Step 2: Cycle monitoring
I began daily cycle monitoring at my clinic on Day 10. I had to arrive early—between 7 and 8:30 a.m.—for blood work and an internal ultrasound every day for a week. Though I knew the process would give my doctors insight into how my hormone levels and follicles were developing, I couldn’t help but feel like a pincushion. By Day 17, my nurse let me know that a mature follicle was ready to ovulate. (It was about time—I found this gruelling.)

Step 3: Trigger shot
My trigger shot was the first hormone injection I had ever received. I was given the pregnancy hormone hCG, which helps follicles mature and ensures that ovulation occurs within 36 hours. Doctors administer this hormone to help time insemination—they want sperm to be waiting for the mature egg (an egg survives for only 12 to 24 hours post-ovulation, while sperm can live in the Fallopian tubes for days). I don’t mind needles, but I was used to getting them in my arm, not my abdomen. While the trigger shot didn’t hurt, I know I flinched because it felt so weird (my hubby maintains that I took the injection like a boss).

Step 4: Pre-procedure
On Day 18 around 7 a.m., we arrived at the clinic for IUI day. To say that we were nervous is a bit of an understatement—neither of us was sure what to expect. Would the procedure hurt? Would my husband be allowed in the room with me? There was also this great sense of anticipation—we desperately wanted the IUI to work.

I did my usual blood tests and internal ultrasound and my husband produced a semen sample. We were told to return to the clinic around noon—this gave the andrologist time to “wash” his swimmers. (Sperm washing is the procedure that separates the sperm from the semen and weeds out the low-quality “tadpoles.”) To ensure that there is enough sperm available to wash, men are typically asked to abstain from sex or masturbation for two to four days before an IUI. One hour before the procedure, I had to consume one litre of water, as a full bladder helps the doctor guide and angle the catheter into the uterus.

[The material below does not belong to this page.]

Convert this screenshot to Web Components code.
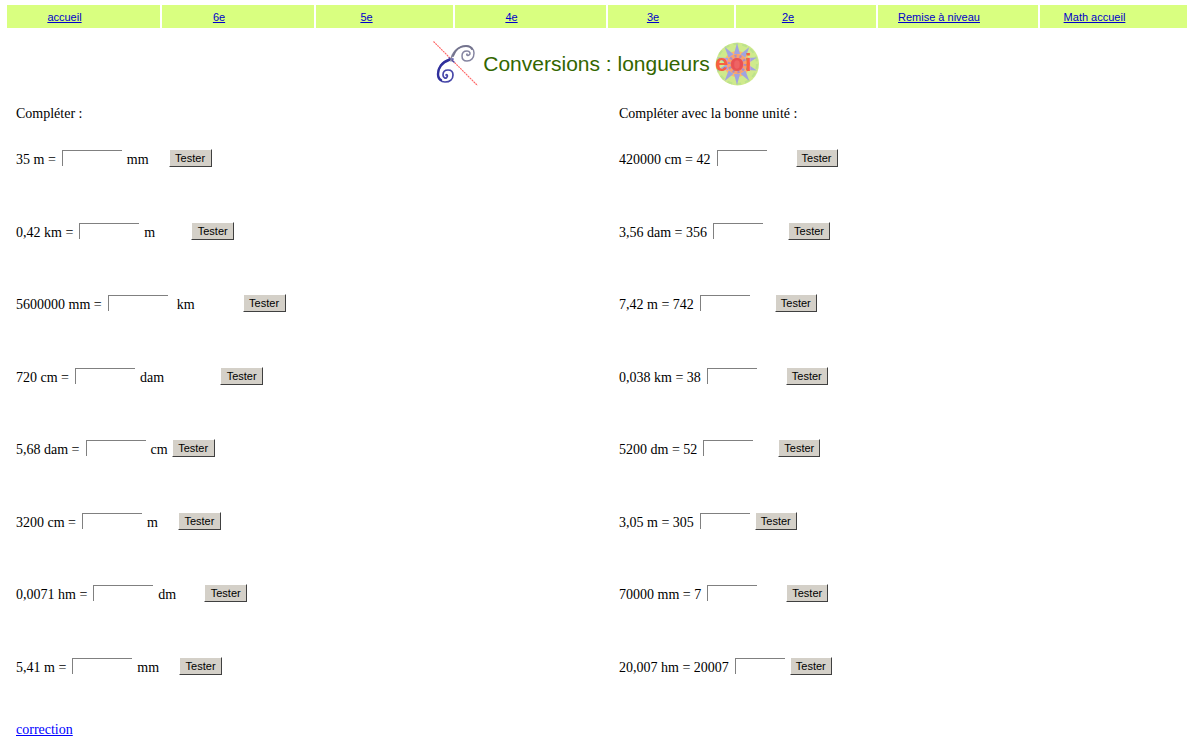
<!DOCTYPE html>
<html lang="fr">
<head>
<meta charset="utf-8">
<title>Conversions : longueurs</title>
<style>
body { margin: 5px 5px 0 7px; background: #fff; color: #000; font: 14px/16px "Liberation Serif", "Times New Roman", serif; }
</style>
</head>
<body>
<conversion-page></conversion-page>
<script>
class NavCell extends HTMLElement {
  constructor() {
    super();
    this.attachShadow({ mode: "open" }).innerHTML = `
      <style>
        :host { display: block; background: #d9ff80; padding: 5px 36px 3px 0; text-align: center; font: 11px/15px "Liberation Sans", Arial, sans-serif; white-space: nowrap; }
        :host([wide]) { padding-right: 38px; }
        a { color: #0000cc; }
      </style>
      <a href="#"><slot></slot></a>`;
  }
}
customElements.define("nav-cell", NavCell);

class SiteNav extends HTMLElement {
  constructor() {
    super();
    this.attachShadow({ mode: "open" }).innerHTML = `
      <style>
        :host { display: block; }
        nav { display: grid; grid-template-columns: 153fr 152fr 137fr 151fr 126fr 140fr 160fr 147fr; gap: 2px; }
      </style>
      <nav>
        <nav-cell wide>accueil</nav-cell><nav-cell wide>6e</nav-cell><nav-cell>5e</nav-cell><nav-cell wide>4e</nav-cell>
        <nav-cell>3e</nav-cell><nav-cell>2e</nav-cell><nav-cell wide>Remise à niveau</nav-cell><nav-cell wide>Math accueil</nav-cell>
      </nav>`;
  }
}
customElements.define("site-nav", SiteNav);

class SpiralLogo extends HTMLElement {
  constructor() {
    super();
    const six = "M20 18C12 18 5 25 5 33C5 38 8 41 12 41C17 41 20 38 20 34C20 31 18 29 15 29C12 29 10 31 10 34C10 37 13 38 14 36C15 35 14 33 13 34";
    this.attachShadow({ mode: "open" }).innerHTML = `
      <style>:host, svg { display: block; }</style>
      <svg width="45" height="46" viewBox="0 0 45 46" fill="none" aria-hidden="true">
        <path d="M0.500 0.500L44.500 44.500" stroke="#ff6464" stroke-width="1.1" stroke-dasharray="2 .7"/>
        <g stroke-linecap="round">
          <path d="${six}" stroke="#4646a8" stroke-width="1.7"/>
          <path d="M16 19C9 21 5 27 5 33C5 36 6 38 8 39" stroke="#30309c" stroke-width="2.4"/>
          <path d="M16 17L21 21" stroke="#4646a8" stroke-width="1.4"/>
          <g transform="matrix(0 1 1 0 0 0)">
            <path d="${six}" stroke="#8484a0" stroke-width="1.5"/>
            <path d="M15 20C9 22 5 27 5 33C5 36 6 38 8 39" stroke="#74748e" stroke-width="2"/>
          </g>
        </g>
      </svg>`;
  }
}
customElements.define("spiral-logo", SpiralLogo);

class SunLogo extends HTMLElement {
  constructor() {
    super();
    const rays = Array.from({ length: 10 }, (_, i) =>
      `<path d="M19 12L22 1L25 12Z" transform="rotate(${i * 36} 22 22)"/>`).join("");
    this.attachShadow({ mode: "open" }).innerHTML = `
      <style>:host, svg { display: block; }</style>
      <svg width="46" height="44" viewBox="0 0 46 44" role="img" aria-label="eoi">
        <circle cx="22.500" cy="22" r="21.500" fill="#cfea8c"/>
        <circle cx="22" cy="22" r="20" fill="none" stroke="#bce28c" stroke-width="2" stroke-dasharray="5 4"/>
        <circle cx="22" cy="22" r="13" fill="#ffb868"/>
        <g fill="#a0a4e0">${rays}</g>
        <circle cx="22" cy="22" r="10" fill="#f7a070"/>
        <circle cx="22" cy="22" r="8" fill="none" stroke="#a98ec4" stroke-width="3" stroke-dasharray="2 3"/>
        <circle cx="22" cy="22" r="6" fill="#ee6464"/>
        <text x="0" y="29" font-family="Liberation Sans, Arial, sans-serif" font-weight="bold" font-size="24" fill="#f96040">e</text>
        <text x="15" y="29" font-family="Liberation Sans, Arial, sans-serif" font-weight="bold" font-size="23" fill="#e84c50" fill-opacity=".8">o</text>
        <text x="30" y="29" font-family="Liberation Sans, Arial, sans-serif" font-weight="bold" font-size="24" fill="#f96040">i</text>
      </svg>`;
  }
}
customElements.define("sun-logo", SunLogo);

class PageTitle extends HTMLElement {
  constructor() {
    super();
    this.attachShadow({ mode: "open" }).innerHTML = `
      <style>
        :host { display: flex; justify-content: center; align-items: center; gap: 5px; height: 46px; }
        h1 { margin: 0; color: #336600; font: 21px/24px "Liberation Sans", Arial, sans-serif; white-space: nowrap; }
      </style>
      <spiral-logo></spiral-logo><h1><slot></slot></h1><sun-logo></sun-logo>`;
  }
}
customElements.define("page-title", PageTitle);

class UnitQuestion extends HTMLElement {
  constructor() {
    super();
    this.attachShadow({ mode: "open" });
  }
  connectedCallback() {
    const unit = this.getAttribute("unit");
    this.shadowRoot.innerHTML = `
      <style>
        :host { display: flex; align-items: center; height: 18px; white-space: nowrap; }
        label, span { line-height: 16px; padding-top: 3px; }
        input { box-sizing: border-box; width: var(--field, 60px); height: 16px; margin: 0 0 0 6px; padding: 0 2px; border: 0 solid #808080; border-width: 1px 0 0 1px; border-radius: 0; outline: 0; background: #fff; font: 11px "Liberation Sans", Arial, sans-serif; }
        span { margin-left: ${this.getAttribute("before") || 5}px; }
        button { box-sizing: border-box; width: var(--button, 43px); height: 18px; margin: 0 0 0 ${this.getAttribute("gap")}px; padding: 0; border: 1px solid; border-color: #fff #404040 #404040 #fff; border-radius: 0; background: #d4d0c8; color: #000; font: 11px/14px "Liberation Sans", Arial, sans-serif; }
      </style>
      <label for="answer"><slot></slot></label>
      <input id="answer" type="text">
      ${unit ? `<span>${unit}</span>` : ""}
      <button type="button">Tester</button>`;
  }
}
customElements.define("unit-question", UnitQuestion);

class QuestionColumn extends HTMLElement {
  constructor() {
    super();
    this.attachShadow({ mode: "open" }).innerHTML = `
      <style>
        :host { display: block; }
        p { margin: 0 0 27px; }
        ::slotted(unit-question) { margin-bottom: 55px; }
        ::slotted(unit-question:nth-child(even)) { margin-bottom: 54px; }
        ::slotted(unit-question:last-child) { margin-bottom: 0; }
      </style>
      <p></p><slot></slot>`;
  }
  connectedCallback() {
    this.shadowRoot.querySelector("p").textContent = this.getAttribute("heading");
  }
}
customElements.define("question-column", QuestionColumn);

class ConversionPage extends HTMLElement {
  constructor() {
    super();
    this.attachShadow({ mode: "open" }).innerHTML = `
      <style>
        :host { display: block; }
        page-title { margin-top: 13px; }
        main { display: grid; grid-template-columns: 1fr 1fr; column-gap: 35px; margin: 19px 0 0; padding-left: 9px; }
        .units { --field: 50px; --button: 42px; }
        footer { padding: 47px 0 0 9px; }
        a { color: #0000ff; }
      </style>
      <site-nav></site-nav>
      <page-title>Conversions : longueurs</page-title>
      <main>
        <question-column heading="Compléter :">
          <unit-question unit="mm" gap="20">35 m =</unit-question>
          <unit-question unit="m" gap="36">0,42 km =</unit-question>
          <unit-question unit="km" before="9" gap="48">5600000 mm =</unit-question>
          <unit-question unit="dam" gap="56">720 cm =</unit-question>
          <unit-question unit="cm" gap="4">5,68 dam =</unit-question>
          <unit-question unit="m" gap="20">3200 cm =</unit-question>
          <unit-question unit="dm" gap="28">0,0071 hm =</unit-question>
          <unit-question unit="mm" gap="20">5,41 m =</unit-question>
        </question-column>
        <question-column class="units" heading="Compléter avec la bonne unité :">
          <unit-question gap="29">420000 cm = 42</unit-question>
          <unit-question gap="25">3,56 dam = 356</unit-question>
          <unit-question gap="25">7,42 m = 742</unit-question>
          <unit-question gap="29">0,038 km = 38</unit-question>
          <unit-question gap="25">5200 dm = 52</unit-question>
          <unit-question gap="5">3,05 m = 305</unit-question>
          <unit-question gap="29">70000 mm = 7</unit-question>
          <unit-question gap="5">20,007 hm = 20007</unit-question>
        </question-column>
      </main>
      <footer><a href="#">correction</a></footer>`;
  }
}
customElements.define("conversion-page", ConversionPage);
</script>
</body>
</html>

The wait between our early-morning appointment and the procedure was odd. At around 8 a.m., we found ourselves wandering around Toronto with nothing to do for four hours. For a while, we had no idea how to spend our time—it was clear that we both wanted the IUI to be over. We filled up our car with gas, bought groceries and treated ourselves to brunch (an awkward meal spent talking about everything but what we were thinking about). We laugh about the weirdness of it all now.

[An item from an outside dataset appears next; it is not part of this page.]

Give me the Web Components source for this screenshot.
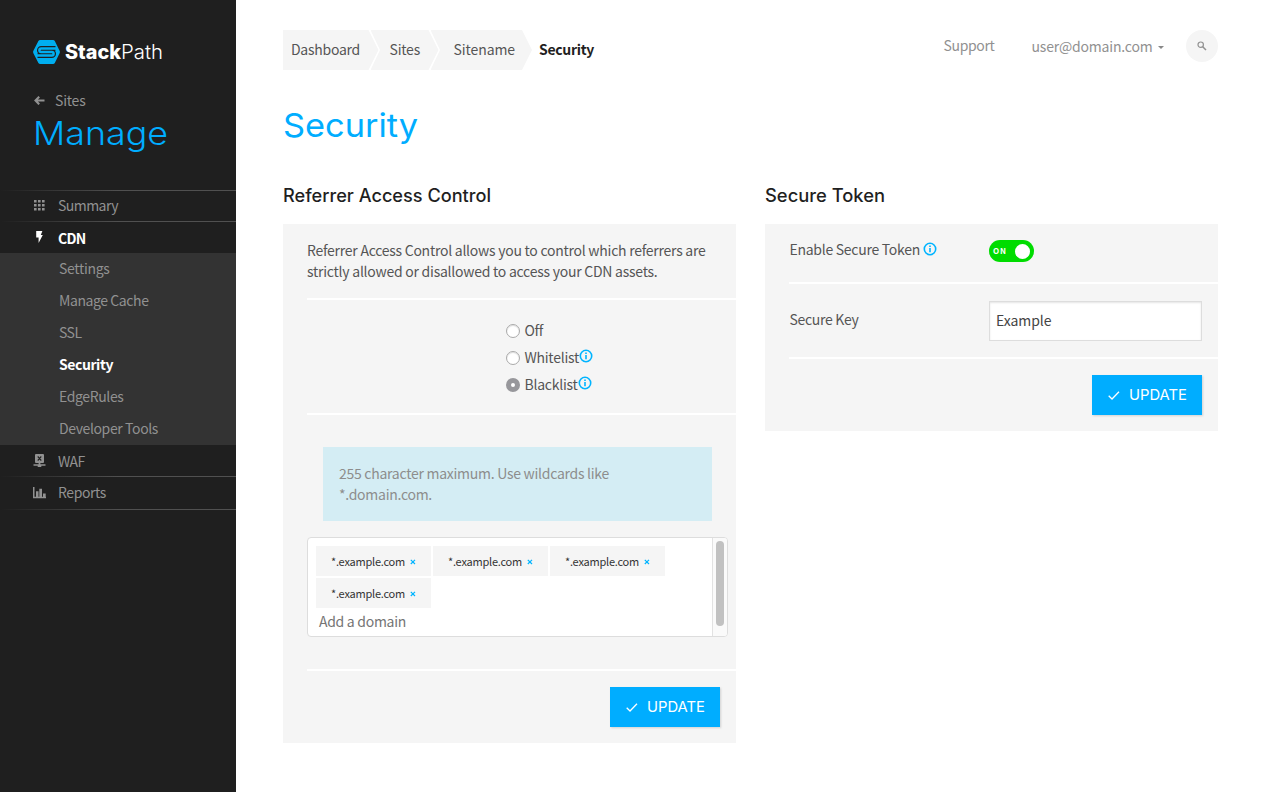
<!DOCTYPE html>
<html lang="en">
<head>
<meta charset="utf-8">
<title>Security</title>
<style>
html,body{margin:0;height:100%}
body{background:#fff;overflow:hidden;font-family:"Noto Sans CJK SC",sans-serif;font-size:14px;line-height:20px;color:#555}
</style>
</head>
<body>
<sp-app></sp-app>
<script>
const define=(name,html,ready)=>customElements.define(name,class extends HTMLElement{
  connectedCallback(){
    if(this.shadowRoot)return;
    const t=document.createElement('template');
    t.innerHTML=html;
    this.attachShadow({mode:'open'}).append(t.content.cloneNode(true));
    if(ready)ready(this,this.shadowRoot);
  }
});

/* Text that fills the width given in w: by tracking, or by wider glyphs when "wide" is set */
define('fit-text',`<style>:host{display:inline-block;white-space:nowrap;flex:none}</style><slot></slot>`,el=>{
  const w=+el.getAttribute('w');
  const natural=el.getBoundingClientRect().width;
  if(el.hasAttribute('wide')){
    el.style.width=natural+'px';
    el.style.transformOrigin='0 50%';
    el.style.transform='scaleX('+w/natural+')';
    el.style.marginRight=(w-natural)+'px';
  }else el.style.letterSpacing=((w-natural)/el.textContent.length)+'px';
});

const icons={
  back:['0 0 11 9','<path d="M5.200.700 1.500 4.500 5.200 8.300M1.800 4.500H10.500" fill="none" stroke="currentColor" stroke-width="2.100"/>'],
  grid:['0 0 11 11','<path d="M0 0h2.6v2.6H0zM4 0h2.6v2.6H4zM8 0h2.6v2.6H8zM0 4h2.6v2.6H0zM4 4h2.6v2.6H4zM8 4h2.6v2.6H8zM0 8h2.6v2.6H0zM4 8h2.6v2.6H4zM8 8h2.6v2.6H8z" fill="currentColor"/>'],
  bolt:['0 0 7 12','<path d="M.2 0H6.4L4.8 4H6.8L2.6 12V6.6H.2z" fill="currentColor"/>'],
  waf:['0 0 13 13','<path fill-rule="evenodd" d="M3 0h7q1 0 1 1v7q0 1-1 1H7.4v1.3h5.1v1.5H8.3v1.1H4.7v-1.1H.5v-1.5h5.1V9H3Q2 9 2 8V1q0-1 1-1zM4.3 2.9 5.9 4.5 4.3 6.1 5.1 6.9 6.5 5.4 7.9 6.9 8.7 6.1 7.1 4.5 8.7 2.9 7.9 2.1 6.5 3.6 5.1 2.1z" fill="currentColor"/>'],
  bars:['0 0 13 12','<path d="M0 0h1.5v9.700H13v1.600H0zM3 4.300h2.500v5.600H3zM6.300 1.800h2.700v8H6.300zM10 6.600h2.700v3.200H10z" fill="currentColor"/>'],
  search:['0 0 10 10','<circle cx="3.7" cy="3.7" r="2.7" fill="none" stroke="currentColor" stroke-width="1.2"/><path d="M5.7 5.7 9 9" stroke="currentColor" stroke-width="1.5"/>'],
  info:['0 0 14 14','<circle cx="7" cy="7" r="5.7" fill="none" stroke="#00b4ff" stroke-width="1.6"/><path d="M6.200 3.600h1.600V5H6.200zM6.200 6.100h1.600v4.200H6.200z" fill="#00b4ff"/>'],
  check:['0 0 12 9','<path d="M.7 4.8 4 8 11 .8" fill="none" stroke="currentColor" stroke-width="1.3"/>'],
  close:['0 0 6 6','<path d="M.8.8 5 5M5 .8.8 5" fill="none" stroke="#00b4ff" stroke-width="1.2"/>'],
  logo:['0 0 27 24','<clipPath id="h"><path d="M7.2 0H20q1.2 0 1.8 1L26.6 10.800q.6 1.200 0 2.400L21.800 23q-.6 1-1.800 1H7.200q-1.200 0-1.800-1L.4 13.200q-.6-1.200 0-2.400L5.400 1q.6-1 1.800-1z"/></clipPath><g clip-path="url(#h)" fill="none"><rect width="27" height="24" fill="#00aeef"/><path d="M22.500 8.400H8.200a1.800 1.800 0 0 0 0 3.600H18.800a1.800 1.800 0 0 1 0 3.600H4.500" stroke="#1f1f1f" stroke-width="4.900"/><path d="M24 8.400H8.200a1.800 1.800 0 0 0 0 3.600H18.800a1.800 1.800 0 0 1 0 3.600H3" stroke="#00aeef" stroke-width="2.500"/></g>']
};
define('sp-icon',`<style>:host{display:inline-block;flex:none;line-height:0}svg{display:block;width:100%;height:100%}</style><svg></svg>`,(el,r)=>{
  const [box,body]=icons[el.getAttribute('name')],[,,w,h]=box.split(' ');
  el.style.width=w+'px';el.style.height=h+'px';
  const s=r.querySelector('svg');s.setAttribute('viewBox',box);s.innerHTML=body;
});

define('nav-item',`<style>
:host{display:flex;align-items:center;box-sizing:border-box;height:var(--h,32px);padding-left:33px;padding-bottom:var(--pb,2px);color:#919191}
:host([active]){color:#fff;font-weight:700}
:host([sub]){padding-left:59px}
.i{width:25px;height:14px;display:flex;align-items:center}
:host([sub]) .i{display:none}
</style><span class="i"><slot name="icon"></slot></span><slot></slot>`);
define('nav-line',`<style>:host{display:block;height:1px;background:linear-gradient(90deg,#1f1f1f,#505050 50%)}</style>`);

define('sp-sidebar',`<style>
:host{display:block;width:236px;background:#1f1f1f;color:#919191;flex:none}
.logo{display:flex;align-items:center;padding:40px 0 0 33px;height:24px;color:#fff;font-family:Inter,sans-serif;font-size:19.500px}
.logo sp-icon{margin-right:5px}.logo b{font-weight:800}.logo .l{font-weight:300}
.back{display:flex;align-items:center;padding:26px 0 0 34px;height:20px}
.back sp-icon{margin-right:10px}
h1{margin:0;padding:3px 0 0 33px;font:300 33px/40px Inter,sans-serif;color:#00adff;height:40px}
nav{display:block;padding-top:37px}
.sub{background:#333}
</style>
<div class="logo"><sp-icon name="logo"></sp-icon><b><fit-text wide w="56">Stack</fit-text></b><fit-text wide class="l" w="42">Path</fit-text></div>
<div class="back"><sp-icon name="back"></sp-icon><fit-text w="30.5">Sites</fit-text></div>
<h1><fit-text wide w="135">Manage</fit-text></h1>
<nav>
<nav-line></nav-line>
<nav-item style="--h:30px"><sp-icon slot="icon" name="grid" style="margin-left:1px"></sp-icon><fit-text w="60">Summary</fit-text></nav-item>
<nav-line></nav-line>
<nav-item active style="--h:31px;--pb:0"><sp-icon slot="icon" name="bolt" style="margin-left:3px;margin-top:-1px"></sp-icon><fit-text w="27.5">CDN</fit-text></nav-item>
<div class="sub">
<nav-item sub><fit-text w="50.5">Settings</fit-text></nav-item>
<nav-item sub><fit-text w="89.5">Manage Cache</fit-text></nav-item>
<nav-item sub><fit-text w="22.5">SSL</fit-text></nav-item>
<nav-item sub active><fit-text w="54">Security</fit-text></nav-item>
<nav-item sub><fit-text w="64.5">EdgeRules</fit-text></nav-item>
<nav-item sub><fit-text w="99">Developer Tools</fit-text></nav-item>
</div>
<nav-item style="--h:31px;--pb:0"><sp-icon slot="icon" name="waf"></sp-icon><fit-text w="26.5">WAF</fit-text></nav-item>
<nav-line></nav-line>
<nav-item><sp-icon slot="icon" name="bars" style="margin-top:2px"></sp-icon><fit-text w="48">Reports</fit-text></nav-item>
<nav-line></nav-line>
</nav>`);

define('sp-breadcrumb',`<style>
:host{display:flex;height:40px;line-height:38px}
span{background:#f5f5f5;box-sizing:border-box;height:40px}
.a{width:95.500px;padding-left:8px;clip-path:polygon(0 0,85.500px 0,100% 50%,85.500px 100%,0 100%)}
.b{width:68px;margin-left:-8px;padding-left:19px;clip-path:polygon(0 0,58px 0,100% 50%,58px 100%,0 100%,9.500px 50%)}
.c{width:101.500px;margin-left:-8px;padding-left:23px;clip-path:polygon(0 0,91.500px 0,100% 50%,91.500px 100%,0 100%,9.500px 50%)}
b{margin-left:7px;color:#1f1f1f}
</style><span class="a"><fit-text w="69">Dashboard</fit-text></span><span class="b"><fit-text w="30.5">Sites</fit-text></span><span class="c"><fit-text w="61.5">Sitename</fit-text></span><b><fit-text w="55">Security</fit-text></b>`);

define('sp-topbar',`<style>
:host{display:flex;justify-content:space-between;height:40px}
.r{display:flex;align-items:flex-start;color:#919191;height:32px}
.s{margin:5px 37px 0 0}.u{margin-top:6px}
i{width:0;border:3.500px solid transparent;border-top:3.500px solid #888;border-bottom:0;margin:16px 22.500px 0 5px}
.c{width:32px;height:32px;border-radius:50%;background:#f5f5f5;display:flex;align-items:center;justify-content:center}
</style><sp-breadcrumb></sp-breadcrumb><div class="r"><fit-text class="s" w="51">Support</fit-text><fit-text class="u" w="121">user@domain.com</fit-text><i></i><span class="c"><sp-icon name="search"></sp-icon></span></div>`);

define('sp-button',`<style>
:host{display:flex;align-items:center;box-sizing:border-box;width:110px;height:40px;padding-left:16px;background:#00adff;color:#fff;box-shadow:1px 1px 2px rgba(0,0,0,.15);font:400 14px/20px Inter,sans-serif}
sp-icon{margin-right:9px}
</style><sp-icon name="check"></sp-icon><slot></slot>`);

define('sp-card',`<style>
:host{display:block;width:453px}
h2{margin:0 0 18px;font:500 18px/20px Inter,sans-serif;color:#1f1f1f;height:20px}
.p{background:#f5f5f5;padding-left:24px}
</style><h2><slot name="title"></slot></h2><div class="p"><slot></slot></div>`);
define('card-row',`<style>:host{display:block;box-sizing:border-box;border-bottom:2px solid #fff}:host([last]){border:0;display:flex;justify-content:flex-end;padding:16px;height:72px}</style><slot></slot>`);

define('sp-radio',`<style>
:host{display:flex;align-items:center;height:27px}
i{box-sizing:border-box;width:14px;height:14px;border:1px solid #aaa;border-radius:50%;background:#fff;margin:2px 4.500px 0 0;box-shadow:inset 0 1px 1px #ddd}
:host([checked]) i{border:5px solid #97979b;box-shadow:none}
</style><i></i><slot></slot>`);

define('sp-tag',`<style>:host{display:flex;align-items:center;box-sizing:border-box;width:115px;height:30px;padding-left:15px;background:#f5f5f5;color:#333;font-size:11px}sp-icon{margin:1px 0 0 5px}</style><slot></slot><sp-icon name="close"></sp-icon>`);
define('tag-input',`<style>
:host{display:flex;box-sizing:border-box;width:421px;height:100px;border:1px solid #ddd;border-radius:4px;background:#fff;overflow:hidden}
.b{flex:1;padding:8px 0 0 8px}
.t{display:flex;flex-wrap:wrap;gap:2px}
.n{padding:3px 0 0 3px;color:#757575}
.s{width:15px;box-sizing:border-box;border-left:1px solid #e2e2e2;background:#fafafa;padding:3px 0 0 3px}
.s i{display:block;width:8px;height:85px;border-radius:4px;background:#c1c1c1}
</style><div class="b"><div class="t"><slot></slot></div><div class="n"><fit-text w="87">Add a domain</fit-text></div></div><div class="s"><i></i></div>`);

define('sp-toggle',`<style>
:host{display:flex;align-items:center;justify-content:space-between;box-sizing:border-box;width:45px;height:22px;padding:0 4px;border-radius:11px;background:#00dc00;color:#fff;font-size:8px;font-weight:700;line-height:20px}
i{width:15px;height:15px;border-radius:50%;background:#fff}
</style><fit-text w="14">ON</fit-text><i></i>`);

define('referrer-card',`<style>
.p{height:76px;padding-top:16px;line-height:21px}.p fit-text{display:table}
.r{height:115px;padding:16px 0 0 199px}
.m{height:256px;padding-top:32px}
.note{box-sizing:border-box;width:389px;height:74px;margin:0 0 16px 16px;padding:16px;background:#d4edf4;color:#8d8d8d;line-height:21px}
.note fit-text{display:table}
sp-icon[name=info]{margin-top:-1px}
</style><sp-card><fit-text wide slot="title" w="208">Referrer Access Control</fit-text>
<card-row class="p"><fit-text w="398.5">Referrer Access Control allows you to control which referrers are</fit-text><fit-text w="350.5">strictly allowed or disallowed to access your CDN assets.</fit-text></card-row>
<card-row class="r"><sp-radio><fit-text w="18.5">Off</fit-text></sp-radio><sp-radio><fit-text w="54.5">Whitelist</fit-text><sp-icon name="info"></sp-icon></sp-radio><sp-radio checked><fit-text w="53">Blacklist</fit-text><sp-icon name="info"></sp-icon></sp-radio></card-row>
<card-row class="m"><div class="note"><fit-text w="270">255 character maximum. Use wildcards like</fit-text><fit-text w="93">*.domain.com.</fit-text></div>
<tag-input><sp-tag><fit-text w="74">*.example.com</fit-text></sp-tag><sp-tag><fit-text w="74">*.example.com</fit-text></sp-tag><sp-tag><fit-text w="74">*.example.com</fit-text></sp-tag><sp-tag><fit-text w="74">*.example.com</fit-text></sp-tag></tag-input></card-row>
<card-row last><sp-button><fit-text wide w="58">UPDATE</fit-text></sp-button></card-row></sp-card>`);

define('token-card',`<style>
.a{height:60px;padding-top:16px}.b{height:75px;padding-top:17px}
.g{display:grid;grid-template-columns:200px 213px}
.l{display:flex;align-items:center;height:20px;padding-left:.5px;margin-top:-1px}.b .l{margin-top:8px}
.l sp-icon{margin-left:3px}
.in{box-sizing:border-box;height:40px;border:1px solid #ddd;box-shadow:inset 0 1px 2px #e5e5e5;background:#fff;line-height:36px;padding-left:6px;color:#444}
</style><sp-card><fit-text wide slot="title" w="120">Secure Token</fit-text>
<card-row class="a"><div class="g"><div class="l"><fit-text w="130.5">Enable Secure Token</fit-text><sp-icon name="info"></sp-icon></div><sp-toggle></sp-toggle></div></card-row>
<card-row class="b"><div class="g"><div class="l"><fit-text w="69">Secure Key</fit-text></div><div class="in"><fit-text w="55.5">Example</fit-text></div></div></card-row>
<card-row last><sp-button><fit-text wide w="58">UPDATE</fit-text></sp-button></card-row></sp-card>`);

define('sp-app',`<style>
:host{display:flex;height:100vh}
main{flex:1;box-sizing:border-box;padding:30px 44px 0 47px}
h1{margin:35px 0 41px;height:40px;font:400 33px/40px Inter,sans-serif;color:#00adff}
.c{display:flex;gap:29px}
</style><sp-sidebar></sp-sidebar><main><sp-topbar></sp-topbar><h1><fit-text wide w="135">Security</fit-text></h1><div class="c"><referrer-card></referrer-card><token-card></token-card></div></main>`);
</script>
</body>
</html>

Step 5: In the ultrasound room
Once back in the ultrasound room, I sat on the exam table and placed my feet in the stirrups. We were shown a vial of my husband’s sperm and asked to acknowledge that the information on the label matched ours. I remember thinking “I sure as hell hope so!” but all I did was laugh out loud. It was such a funny—but important—request. I think I read the information 100 times before saying “Yes.” I was then asked to lie down and the doctor inserted a speculum into my vagina.

Step 6: The insemination
As the technician performed an external ultrasound, the doctor inserted the catheter into my vagina and my cervix. Using the ultrasound screen as her guide (which I watched closely throughout the procedure), she pushed the catheter through the cervical canal and pointed it toward the top of my uterus and right Fallopian tube (the side with the mature follicle). She injected my husband’s sperm through the catheter and into my uterus and advised me to stay seated for a few minutes. The process lasted only about 60 to 90 seconds.